The edge-light type backlight unit is more advantageous than the aligned-light type backlight unit in that it is possible to achieve a low profile and to minimize the influence of heat generated from the light source on the liquid crystal display panel.
FIGS. 5(a), 5(b) and 6 show a conventional edge-light type backlight unit. FIG. 5(a) is a plan view, and FIG. 5(b) is a sectional view taken along the line 5b-5b in FIG. 5(a). FIG. 6 is a schematic view showing the optical path of light emitted from a light source of the backlight unit.

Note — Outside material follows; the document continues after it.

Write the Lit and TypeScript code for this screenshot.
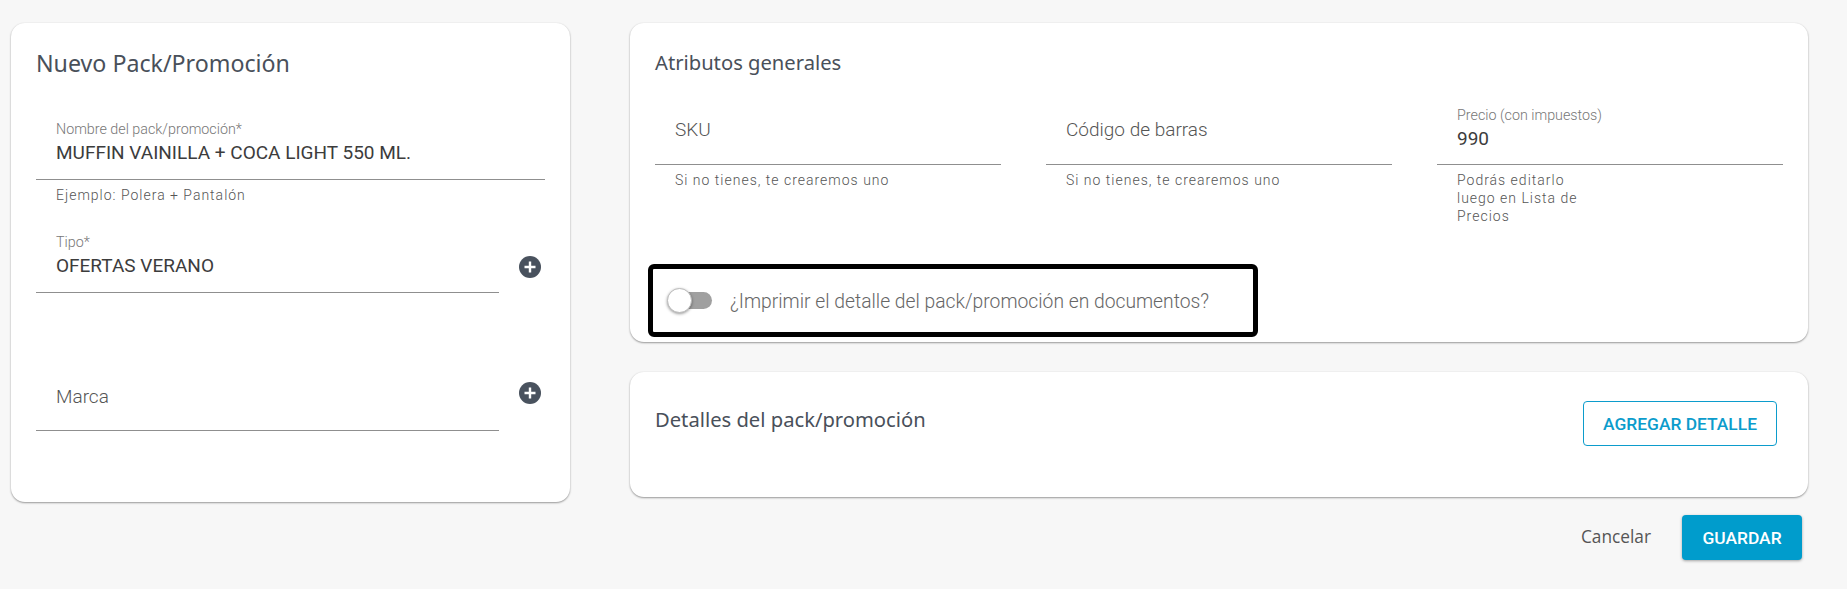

As shown in the figures, the backlight unit has in a housing 1 a rectangular light guide plate 2 formed from a transparent plastic member, and four light-emitting diodes (hereinafter abbreviated as “LEDs”) 3 are provided as a light source adjacent to a peripheral edge surface 2a of the light guide plate 2 that serves as a light entrance surface. Light emitted from the LEDs 3 enters the light guide plate 2 through the peripheral edge surface 2a thereof and travels in the light guide plate 2 while undergoing total reflection therein. The bottom surface 2b of the light guide plate 2 is configured to have a multiplicity of prisms as shown in the figures so that, while the light entered into the light guide plate is undergoing total reflection between the top surface 2c and the bottom surface 2b of the light guide plate 2 during traveling, the incident angle of the light impinging on the top surface 2c, which is a light exit surface, gradually decreases, and the light eventually exits to the outside through the light exit surface. A part of the light emitted from the LEDs 3 exits to the outside through the bottom surface 2b of the light guide plate 2. The light, however, is reflected by a reflecting sheet 4, e.g. a silver- or white-color sheet, back to the light guide plate 2. The light exiting to the outside through the top surface 2c of the light guide plate 2 is directed toward a liquid crystal display panel (not shown) by a prism sheet 5.
It is of course desirable that the backlight unit has a capability to illuminate the back surface of a liquid crystal display panel with high intensity.
Further, for a liquid crystal display panel of, for example, a cellular phone, it is also desirable that the backlight unit illuminates the liquid crystal display panel so that the liquid crystal display panel has high brightness in particular when it is squarely seen from the front thereof.